GIVEN PROBLEM
Write out the records below word for word, please.

ENTRIES SUPPLIED
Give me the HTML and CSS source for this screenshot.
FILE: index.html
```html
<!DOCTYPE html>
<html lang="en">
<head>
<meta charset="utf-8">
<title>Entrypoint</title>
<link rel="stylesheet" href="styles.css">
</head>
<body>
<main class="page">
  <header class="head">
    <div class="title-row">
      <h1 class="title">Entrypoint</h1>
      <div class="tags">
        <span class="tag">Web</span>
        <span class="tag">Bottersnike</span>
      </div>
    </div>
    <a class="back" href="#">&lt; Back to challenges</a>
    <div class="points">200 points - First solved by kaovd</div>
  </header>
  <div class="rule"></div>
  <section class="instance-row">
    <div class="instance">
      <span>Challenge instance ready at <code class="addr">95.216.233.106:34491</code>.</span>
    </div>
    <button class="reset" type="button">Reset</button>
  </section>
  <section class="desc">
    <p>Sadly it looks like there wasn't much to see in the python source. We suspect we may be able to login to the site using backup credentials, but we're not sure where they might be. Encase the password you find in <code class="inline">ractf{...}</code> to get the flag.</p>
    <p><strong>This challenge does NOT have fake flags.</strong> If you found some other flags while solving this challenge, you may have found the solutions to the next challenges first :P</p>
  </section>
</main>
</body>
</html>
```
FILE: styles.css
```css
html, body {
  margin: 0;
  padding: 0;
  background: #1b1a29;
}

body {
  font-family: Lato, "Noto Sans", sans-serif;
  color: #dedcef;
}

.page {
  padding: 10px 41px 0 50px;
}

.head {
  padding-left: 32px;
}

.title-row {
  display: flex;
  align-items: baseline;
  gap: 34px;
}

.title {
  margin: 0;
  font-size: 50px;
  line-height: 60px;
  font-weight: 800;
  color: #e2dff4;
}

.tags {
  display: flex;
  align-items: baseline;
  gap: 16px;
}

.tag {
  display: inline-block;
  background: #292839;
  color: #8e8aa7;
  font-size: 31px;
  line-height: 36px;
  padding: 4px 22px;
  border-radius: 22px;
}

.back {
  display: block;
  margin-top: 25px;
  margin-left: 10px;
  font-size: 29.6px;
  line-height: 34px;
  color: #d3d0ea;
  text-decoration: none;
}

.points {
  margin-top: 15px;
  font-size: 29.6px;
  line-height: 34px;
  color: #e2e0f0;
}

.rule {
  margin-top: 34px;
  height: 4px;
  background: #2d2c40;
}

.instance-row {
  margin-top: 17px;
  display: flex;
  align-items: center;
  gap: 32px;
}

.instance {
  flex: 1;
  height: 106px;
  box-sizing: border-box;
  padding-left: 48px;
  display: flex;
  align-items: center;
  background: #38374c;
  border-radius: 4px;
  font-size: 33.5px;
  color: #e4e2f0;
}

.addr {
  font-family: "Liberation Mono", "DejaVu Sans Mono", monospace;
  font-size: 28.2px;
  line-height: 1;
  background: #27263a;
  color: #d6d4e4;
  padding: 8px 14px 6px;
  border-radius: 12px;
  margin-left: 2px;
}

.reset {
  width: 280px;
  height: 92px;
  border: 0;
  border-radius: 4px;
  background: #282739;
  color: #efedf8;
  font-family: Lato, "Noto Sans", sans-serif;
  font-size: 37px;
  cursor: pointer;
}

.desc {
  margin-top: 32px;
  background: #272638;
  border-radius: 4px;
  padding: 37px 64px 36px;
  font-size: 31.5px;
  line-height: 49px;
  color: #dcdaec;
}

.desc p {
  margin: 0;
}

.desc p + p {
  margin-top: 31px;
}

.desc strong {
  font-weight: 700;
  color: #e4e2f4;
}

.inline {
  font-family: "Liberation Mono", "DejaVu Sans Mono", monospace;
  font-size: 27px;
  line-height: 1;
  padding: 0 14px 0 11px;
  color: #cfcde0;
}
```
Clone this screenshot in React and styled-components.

TASK SOLUTION
Give me the HTML and CSS source for this screenshot.
FILE: index.html
```html
<!DOCTYPE html>
<html lang="en">
<head>
<meta charset="utf-8">
<title>Entrypoint</title>
<link rel="stylesheet" href="styles.css">
</head>
<body>
<main class="page">
  <header class="head">
    <div class="title-row">
      <h1 class="title">Entrypoint</h1>
      <div class="tags">
        <span class="tag">Web</span>
        <span class="tag">Bottersnike</span>
      </div>
    </div>
    <a class="back" href="#">&lt; Back to challenges</a>
    <div class="points">200 points - First solved by kaovd</div>
  </header>
  <div class="rule"></div>
  <section class="instance-row">
    <div class="instance">
      <span>Challenge instance ready at <code class="addr">95.216.233.106:34491</code>.</span>
    </div>
    <button class="reset" type="button">Reset</button>
  </section>
  <section class="desc">
    <p>Sadly it looks like there wasn't much to see in the python source. We suspect we may be able to login to the site using backup credentials, but we're not sure where they might be. Encase the password you find in <code class="inline">ractf{...}</code> to get the flag.</p>
    <p><strong>This challenge does NOT have fake flags.</strong> If you found some other flags while solving this challenge, you may have found the solutions to the next challenges first :P</p>
  </section>
</main>
</body>
</html>
```
FILE: styles.css
```css
html, body {
  margin: 0;
  padding: 0;
  background: #1b1a29;
}

body {
  font-family: Lato, "Noto Sans", sans-serif;
  color: #dedcef;
}

.page {
  padding: 10px 41px 0 50px;
}

.head {
  padding-left: 32px;
}

.title-row {
  display: flex;
  align-items: baseline;
  gap: 34px;
}

.title {
  margin: 0;
  font-size: 50px;
  line-height: 60px;
  font-weight: 800;
  color: #e2dff4;
}

.tags {
  display: flex;
  align-items: baseline;
  gap: 16px;
}

.tag {
  display: inline-block;
  background: #292839;
  color: #8e8aa7;
  font-size: 31px;
  line-height: 36px;
  padding: 4px 22px;
  border-radius: 22px;
}

.back {
  display: block;
  margin-top: 25px;
  margin-left: 10px;
  font-size: 29.6px;
  line-height: 34px;
  color: #d3d0ea;
  text-decoration: none;
}

.points {
  margin-top: 15px;
  font-size: 29.6px;
  line-height: 34px;
  color: #e2e0f0;
}

.rule {
  margin-top: 34px;
  height: 4px;
  background: #2d2c40;
}

.instance-row {
  margin-top: 17px;
  display: flex;
  align-items: center;
  gap: 32px;
}

.instance {
  flex: 1;
  height: 106px;
  box-sizing: border-box;
  padding-left: 48px;
  display: flex;
  align-items: center;
  background: #38374c;
  border-radius: 4px;
  font-size: 33.5px;
  color: #e4e2f0;
}

.addr {
  font-family: "Liberation Mono", "DejaVu Sans Mono", monospace;
  font-size: 28.2px;
  line-height: 1;
  background: #27263a;
  color: #d6d4e4;
  padding: 8px 14px 6px;
  border-radius: 12px;
  margin-left: 2px;
}

.reset {
  width: 280px;
  height: 92px;
  border: 0;
  border-radius: 4px;
  background: #282739;
  color: #efedf8;
  font-family: Lato, "Noto Sans", sans-serif;
  font-size: 37px;
  cursor: pointer;
}

.desc {
  margin-top: 32px;
  background: #272638;
  border-radius: 4px;
  padding: 37px 64px 36px;
  font-size: 31.5px;
  line-height: 49px;
  color: #dcdaec;
}

.desc p {
  margin: 0;
}

.desc p + p {
  margin-top: 31px;
}

.desc strong {
  font-weight: 700;
  color: #e4e2f4;
}

.inline {
  font-family: "Liberation Mono", "DejaVu Sans Mono", monospace;
  font-size: 27px;
  line-height: 1;
  padding: 0 14px 0 11px;
  color: #cfcde0;
}
```
Clone this screenshot in React and styled-components.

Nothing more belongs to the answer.